The situation with candidates with relatively low numbers of hits is far less clear. If the actual of target pages is small, there is a risk of the results being influenced by input errors, spelling mistakes, etc. Also the impact of having pages with related material, as was the case with 最限, becomes greater.

It is appropriate to question at this stage whether the line of investigation taken in this project is worthwhile. Of the original 8,000 candidates derived from four-kanji compounds fewer than 1,500 meet the criteria of not already being in a lexicon and achieve a suitably large number of page hits. Of these, it is unlikely that more than 50% will result in a "new" word being lexicalized. As the validation usually requires reading several WWW pages to determine the meaning and context of the word, the overall process can be quite time-consuming.
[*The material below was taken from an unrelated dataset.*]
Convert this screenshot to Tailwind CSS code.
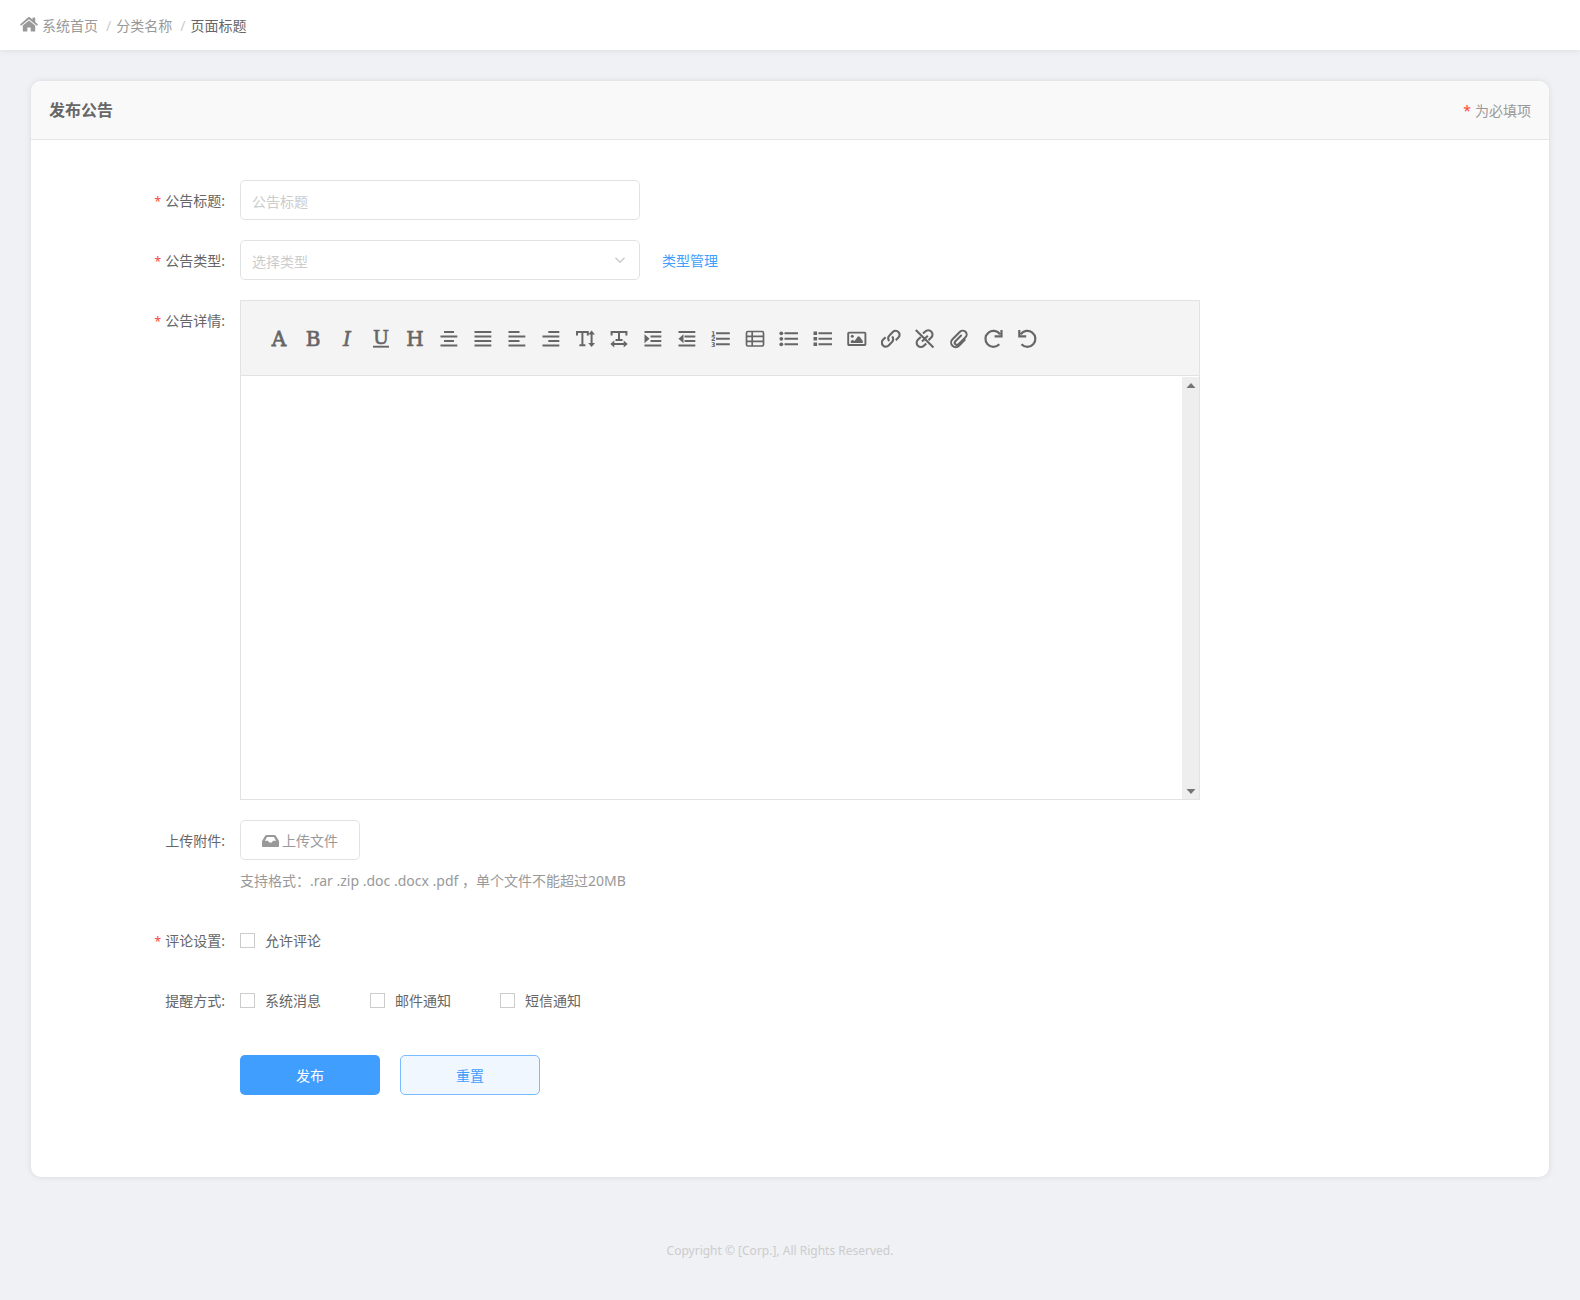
<!DOCTYPE html>
<html lang="zh-CN">
<head>
<meta charset="utf-8">
<meta name="viewport" content="width=device-width, initial-scale=1">
<title>发布公告</title>
<script src="https://cdn.jsdelivr.net/npm/@tailwindcss/browser@4"></script>
</head>
<body class="min-h-screen bg-[#eff1f5] font-['Noto_Sans','Noto_Sans_CJK_SC',sans-serif] text-sm text-[#666]">

<header class="h-[50px] bg-white px-5 shadow-[0_1px_6px_rgba(0,0,0,0.08)]">
  <nav aria-label="breadcrumb" class="flex h-full items-center pt-0.5 text-[#999]">
    <a href="#" class="flex items-center gap-1">
      <svg class="h-5 w-[18px]" viewBox="0 0 18 20" fill="currentColor" aria-hidden="true">
        <path d="M9 4.400 2.800 9.600V15c0 .4.2.6.6.6h3.900v-4.200h3.400v4.200h3.900c.4 0 .6-.2.6-.6V9.600z"/>
        <path d="M8.200 1.300a1.300 1.300 0 0 1 1.600 0l2.700 2.300V1.900c0-.3.200-.5.500-.5h1.700c.3 0 .5.200.5.500v4.200l2.800 2.300-1.100 1.400L9 3.200 1.100 9.800 0 8.400z"/>
      </svg>
      <span>系统首页</span>
    </a>
    <span class="ml-2 mr-[5px] text-[#ccc]">/</span>
    <a href="#">分类名称</a>
    <span class="ml-2 mr-[5px] text-[#ccc]">/</span>
    <span class="text-[#666]">页面标题</span>
  </nav>
</header>

<main class="mx-[31px] mt-[31px] rounded-[10px] bg-white shadow-[0_0_6px_rgba(0,0,0,0.1)]">
  <div class="flex h-[59px] items-center justify-between rounded-t-[10px] border-b border-[#e6e6e6] bg-[#f9f9f9] px-[18px]">
    <h1 class="text-base font-bold">发布公告</h1>
    <p class="pt-0.5 text-[#999]"><span class="mr-1 text-[#ff4433]">*</span>为必填项</p>
  </div>

  <form class="flex flex-col gap-5 pt-10 pr-5 pb-[82px]">
    <div class="flex">
      <label for="title" class="h-10 w-[194px] shrink-0 text-right leading-[42px]"><span class="mr-1 text-xs text-[#ff4433]">*</span>公告标题:</label>
      <input id="title" type="text" placeholder="公告标题" class="ml-[15px] h-10 w-[400px] rounded-[5px] border border-[#e2e2e2] px-[11px] pt-0.5 placeholder:text-[#ccc] focus:outline-none">
    </div>

    <div class="flex">
      <label for="type" class="h-10 w-[194px] shrink-0 text-right leading-[42px]"><span class="mr-1 text-xs text-[#ff4433]">*</span>公告类型:</label>
      <div class="relative ml-[15px]">
        <select id="type" class="h-10 w-[400px] appearance-none rounded-[5px] border border-[#e2e2e2] bg-white px-[11px] pt-1 text-[#ccc] focus:outline-none">
          <option>选择类型</option>
        </select>
        <svg class="pointer-events-none absolute top-[14px] right-[14px] h-3 w-3" viewBox="0 0 12 12" fill="none" stroke="#ccc" stroke-width="1.600" aria-hidden="true"><path d="m1.500 3.800 4.500 4.400 4.500-4.400"/></svg>
      </div>
      <a href="#" class="ml-[22px] h-10 leading-[42px] text-[#409eff]">类型管理</a>
    </div>

    <div class="flex">
      <label for="detail" class="h-10 w-[194px] shrink-0 text-right leading-[42px]"><span class="mr-1 text-xs text-[#ff4433]">*</span>公告详情:</label>
      <div class="ml-[15px] flex h-[500px] w-full max-w-[960px] flex-col border border-[#e2e2e2]">
        <div role="toolbar" aria-label="编辑器工具栏" class="flex h-[75px] shrink-0 items-center gap-3.5 border-b border-[#e2e2e2] bg-[#f4f4f4] px-7 pt-0.5 text-[#666]">
          <button type="button" aria-label="字体"><svg class="size-5 overflow-visible" viewBox="0 0 20 20" fill="currentColor" stroke="currentColor" stroke-width=".8"><text x="10" y="17" text-anchor="middle" font-family="DejaVu Serif" font-size="20">A</text></svg></button>
          <button type="button" aria-label="粗体"><svg class="size-5 overflow-visible" viewBox="0 0 20 20" fill="currentColor" stroke="currentColor" stroke-width=".7"><text x="10" y="17" text-anchor="middle" font-family="DejaVu Serif" font-size="20">B</text></svg></button>
          <button type="button" aria-label="斜体"><svg class="size-5 overflow-visible" viewBox="0 0 20 20" fill="currentColor" stroke="currentColor" stroke-width=".6"><text x="10" y="17" text-anchor="middle" font-family="DejaVu Serif" font-style="italic" font-size="20">I</text></svg></button>
          <button type="button" aria-label="下划线"><svg class="size-5 overflow-visible" viewBox="0 0 20 20" fill="currentColor" stroke="currentColor" stroke-width=".6"><text x="10" y="15" text-anchor="middle" font-family="DejaVu Serif" font-size="19">U</text><path d="M2 17.700h16" stroke-width="1.900"/></svg></button>
          <button type="button" aria-label="标题"><svg class="size-5 overflow-visible" viewBox="0 0 20 20" fill="currentColor" stroke="currentColor" stroke-width=".7"><text x="10" y="17" text-anchor="middle" font-family="DejaVu Serif" font-size="20">H</text></svg></button>
          <button type="button" aria-label="居中"><svg class="size-5" viewBox="0 0 20 20" fill="none" stroke="currentColor" stroke-width="1.900"><path d="M5 3h10M1.500 7.500h16.800M5 12h10M1.500 16.500h16.800"/></svg></button>
          <button type="button" aria-label="两端对齐"><svg class="size-5" viewBox="0 0 20 20" fill="none" stroke="currentColor" stroke-width="1.900"><path d="M1.500 3h16.800M1.500 7.500h16.800M1.500 12h16.800M1.500 16.500h16.800"/></svg></button>
          <button type="button" aria-label="左对齐"><svg class="size-5" viewBox="0 0 20 20" fill="none" stroke="currentColor" stroke-width="1.900"><path d="M1.500 3h11M1.500 7.500h16.800M1.500 12h11M1.500 16.500h16.800"/></svg></button>
          <button type="button" aria-label="右对齐"><svg class="size-5" viewBox="0 0 20 20" fill="none" stroke="currentColor" stroke-width="1.900"><path d="M7.300 3h11M1.500 7.500h16.800M7.300 12h11M1.500 16.500h16.800"/></svg></button>
          <button type="button" aria-label="行高"><svg class="size-5" viewBox="0 0 20 20" fill="none" stroke="currentColor" stroke-width="2"><path d="M2 6.500V3h10.800v3.500M7.400 3v13.300M4.400 16.300h6M16.600 4v12"/><path d="m16.600 1.600 3.400 4h-6.800zM16.600 18l3.400-4h-6.800z" fill="currentColor" stroke="none"/></svg></button>
          <button type="button" aria-label="字宽"><svg class="size-5" viewBox="0 0 20 20" fill="none" stroke="currentColor" stroke-width="2"><path d="M2.600 6.500V3h14.800v3.500M10 3v8M6.500 11h7M4 15h12"/><path d="m1.300 15 4-3.400v6.800zM18.700 15l-4-3.400v6.800z" fill="currentColor" stroke="none"/></svg></button>
          <button type="button" aria-label="增加缩进"><svg class="size-5" viewBox="0 0 20 20" fill="none" stroke="currentColor" stroke-width="1.900"><path d="M1.500 3h16.800M7.500 7.500h10.800M7.500 12h10.800M1.500 16.500h16.800"/><path d="M1.500 5.200v9l5-4.500z" fill="currentColor" stroke="none"/></svg></button>
          <button type="button" aria-label="减少缩进"><svg class="size-5" viewBox="0 0 20 20" fill="none" stroke="currentColor" stroke-width="1.900"><path d="M1.500 3h16.800M7.500 7.500h10.800M7.500 12h10.800M1.500 16.500h16.800"/><path d="M6.500 5.200v9l-5-4.500z" fill="currentColor" stroke="none"/></svg></button>
          <button type="button" aria-label="有序列表"><svg class="size-5 overflow-visible" viewBox="0 0 20 20" fill="none" stroke="currentColor" stroke-width="1.900"><path d="M5 4.300h13.800M5 9.800h13.800M5 15.300h13.800"/><g fill="currentColor" stroke="none" font-family="DejaVu Sans" font-weight="bold" font-size="6.500"><text x="0" y="6.500">1</text><text x="0" y="12">2</text><text x="0" y="17.800">3</text></g></svg></button>
          <button type="button" aria-label="表格"><svg class="size-5" viewBox="0 0 20 20" fill="none" stroke="currentColor" stroke-width="1.700"><rect x="1.500" y="2.500" width="17" height="14.500" rx="1.500"/><path d="M7.200 2.700v14.200M1.300 7.300h17M1.300 12.300h17"/></svg></button>
          <button type="button" aria-label="圆点列表"><svg class="size-5" viewBox="0 0 20 20" fill="none" stroke="currentColor" stroke-width="1.900"><path d="M5.500 4.300H19M5.500 9.800H19M5.500 15.300H19"/><g fill="currentColor" stroke="none"><circle cx="2.300" cy="4.300" r="1.900"/><circle cx="2.300" cy="9.800" r="1.900"/><circle cx="2.300" cy="15.300" r="1.900"/></g></svg></button>
          <button type="button" aria-label="方块列表"><svg class="size-5" viewBox="0 0 20 20" fill="none" stroke="currentColor" stroke-width="1.900"><path d="M5.500 4.300H19M5.500 9.800H19M5.500 15.300H19"/><path d="M.5 2.500h3.600v3.600H.5zM.5 8h3.600v3.600H.5zM.5 13.500h3.600v3.600H.5z" fill="currentColor" stroke="none"/></svg></button>
          <button type="button" aria-label="插入图片"><svg class="size-5" viewBox="0 0 20 20" fill="none" stroke="currentColor" stroke-width="1.900"><rect x="1.200" y="3.600" width="17.200" height="12.400" rx=".8"/><g fill="currentColor" stroke="none"><circle cx="5.300" cy="7.300" r="1.500"/><path d="M3.800 14v-2l1.700-1.200 2 1.200L11 7.300l1.800.5L15.800 12v2z"/></g></svg></button>
          <button type="button" aria-label="插入链接"><svg class="size-5" viewBox="0 0 20 20" fill="none" stroke="currentColor" stroke-width="2.100"><path d="M8.300 12a3.900 3.900 0 0 1 .1-5.600l3.400-3.400a3.900 3.900 0 0 1 5.600 0 3.900 3.900 0 0 1 0 5.600l-2.600 2.600M11.100 7.400a3.900 3.900 0 0 1-.1 5.600l-3.400 3.400a3.900 3.900 0 0 1-5.600 0 3.900 3.900 0 0 1 0-5.600l2.600-2.600"/></svg></button>
          <button type="button" aria-label="取消链接"><svg class="size-5" viewBox="0 0 20 20" fill="none" stroke="currentColor" stroke-width="2.100"><path d="m.8 1 17.700 17.400M8 4.600l2.200-2.100a4.200 4.200 0 0 1 6 0 4.200 4.200 0 0 1 1.300 3c0 1.200-.5 2.200-1.300 3L13.500 11.200M5.800 7.900 2.900 10.700a4.200 4.200 0 0 0 0 6 4.200 4.200 0 0 0 6 0l2.300-2.300M7 12.500l5.800-5.800"/></svg></button>
          <button type="button" aria-label="添加附件"><svg class="size-5" viewBox="0 0 20 20" fill="none" stroke="currentColor" stroke-width="2" stroke-linecap="round"><path d="M15.800 10.900 10 16.800a4.600 4.600 0 0 1-6.500 0 4.600 4.600 0 0 1 0-6.500l7.500-7.500a3.900 3.900 0 0 1 5.500 0 3.900 3.900 0 0 1 0 5.500l-7 7a2.200 2.200 0 0 1-3.100 0 2.200 2.200 0 0 1 0-3.100l5.700-5.700"/></svg></button>
          <button type="button" aria-label="重做"><svg class="size-5" viewBox="0 0 20 20" fill="none" stroke="currentColor" stroke-width="2.200"><path d="M16.300 15.300a8 8 0 1 1 .8-9.900M18.500 1v6.400h-6.900"/></svg></button>
          <button type="button" aria-label="撤销"><svg class="size-5 overflow-visible" viewBox="0 0 20 20" fill="none" stroke="currentColor" stroke-width="2.200"><path d="M4.500 15.300a8 8 0 1 0-.8-9.900M2.300 1v6.400h6.900"/></svg></button>
        </div>
        <div class="flex flex-1 pt-px">
          <textarea id="detail" class="flex-1 resize-none p-3 focus:outline-none"></textarea>
          <div class="flex w-[17px] flex-col justify-between bg-[#eee] py-[5px]" aria-hidden="true">
            <svg class="mx-auto h-[6px] w-[10px]" viewBox="0 0 10 6" fill="#757575"><path d="M5 1 9.500 6H.5z"/></svg>
            <svg class="mx-auto h-[6px] w-[10px]" viewBox="0 0 10 6" fill="#757575"><path d="M5 6 .5 1h9z"/></svg>
          </div>
        </div>
      </div>
    </div>

    <div class="flex">
      <span class="h-10 w-[194px] shrink-0 text-right leading-[42px]">上传附件:</span>
      <div class="ml-[15px]">
        <button type="button" class="flex h-10 w-[120px] items-center justify-center gap-[3px] rounded-[5px] border border-[#e2e2e2] pt-0.5 text-[#999]">
          <svg class="h-3 w-[17px]" viewBox="0 0 17 12" fill="currentColor" aria-hidden="true"><path fill-rule="evenodd" d="M4.600 0h7.800c.6 0 1.100.3 1.400.8l2.900 4.700c.2.300.3.600.3 1V11c0 .6-.4 1-1 1H1c-.6 0-1-.4-1-1V6.500c0-.4.1-.7.3-1L3.200.8C3.500.3 4 0 4.600 0zm.5 2L2.900 5.800h3.200l1 1.800h2.800l1-1.800h3.200L11.900 2z"/></svg>
          <span>上传文件</span>
        </button>
        <p class="h-10 leading-[42px] text-[#999]">支持格式：.rar .zip .doc .docx .pdf ，单个文件不能超过20MB</p>
      </div>
    </div>

    <div class="flex" role="group" aria-labelledby="comment-label">
      <span id="comment-label" class="h-10 w-[194px] shrink-0 text-right leading-[42px]"><span class="mr-1 text-xs text-[#ff4433]">*</span>评论设置:</span>
      <label class="ml-[15px] flex h-10 items-center gap-2.5"><input type="checkbox" class="size-[15px] appearance-none border border-[#ccc] bg-white checked:bg-[#409eff]"><span class="pt-0.5">允许评论</span></label>
    </div>

    <div class="flex" role="group" aria-labelledby="notify-label">
      <span id="notify-label" class="h-10 w-[194px] shrink-0 text-right leading-[42px]">提醒方式:</span>
      <div class="ml-[15px] grid h-10 grid-cols-[repeat(3,130px)] items-center">
        <label class="flex items-center gap-2.5"><input type="checkbox" class="size-[15px] appearance-none border border-[#ccc] bg-white checked:bg-[#409eff]"><span class="pt-0.5">系统消息</span></label>
        <label class="flex items-center gap-2.5"><input type="checkbox" class="size-[15px] appearance-none border border-[#ccc] bg-white checked:bg-[#409eff]"><span class="pt-0.5">邮件通知</span></label>
        <label class="flex items-center gap-2.5"><input type="checkbox" class="size-[15px] appearance-none border border-[#ccc] bg-white checked:bg-[#409eff]"><span class="pt-0.5">短信通知</span></label>
      </div>
    </div>

    <div class="mt-[15px] ml-[209px] flex gap-5">
      <button type="submit" class="h-10 w-[140px] rounded-[5px] bg-[#409eff] pt-0.5 text-white">发布</button>
      <button type="reset" class="h-10 w-[140px] rounded-[5px] border border-[#7abaff] bg-[#f0f7ff] pt-0.5 text-[#409eff]">重置</button>
    </div>
  </form>
</main>

<footer class="pt-16 pr-5 pb-10 text-center text-xs leading-5 text-[#ccc]">Copyright © [Corp.], All Rights Reserved.</footer>

</body>
</html>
If the purpose of the process is simply to expand the lexicon, there are probably easier and less time-consuming ways to do this, such as calling for donations of material from native speakers. However as a method of detecting unrecorded abbreviations, it appears that the technique is worth applying to completion.

5. Conclusion

This project has demonstrated that it is possible to identify numbers of Japanese abbreviations by synthesizing candidate abbreviations from longer compound words, then testing for their presence in WWW pages. A semi-automated process was developed which identified which candidates had a high likelihood of being either a valid abbreviation or a hitherto unrecorded neologism.

References

Breen, J.W. JMdict: a Japanese-Multilingual Dictionary, COLING-2004 Multilingual Linguistic Resources Workshop, Geneva, August 2004 Also: http://www.csse.monash.edu.au/~jwb/jmdictart.html

Breen, J.W. and Tokita, A, The WWW in Japan: a threat to cultural identity, or a domesticated system?, First International Conference on Cultures and Technologies in Asia, Mumbai, India, Feb 2004

Keller, F and Lapata, M., Using the Web to Obtain Frequencies for Unseen Bigrams, Computational Linguistics, Vol. 29, No. 3, September 2003, MIT Press.

Tsujimura, N. An Introduction to Japanese Linguistics, Blackwell, 1996.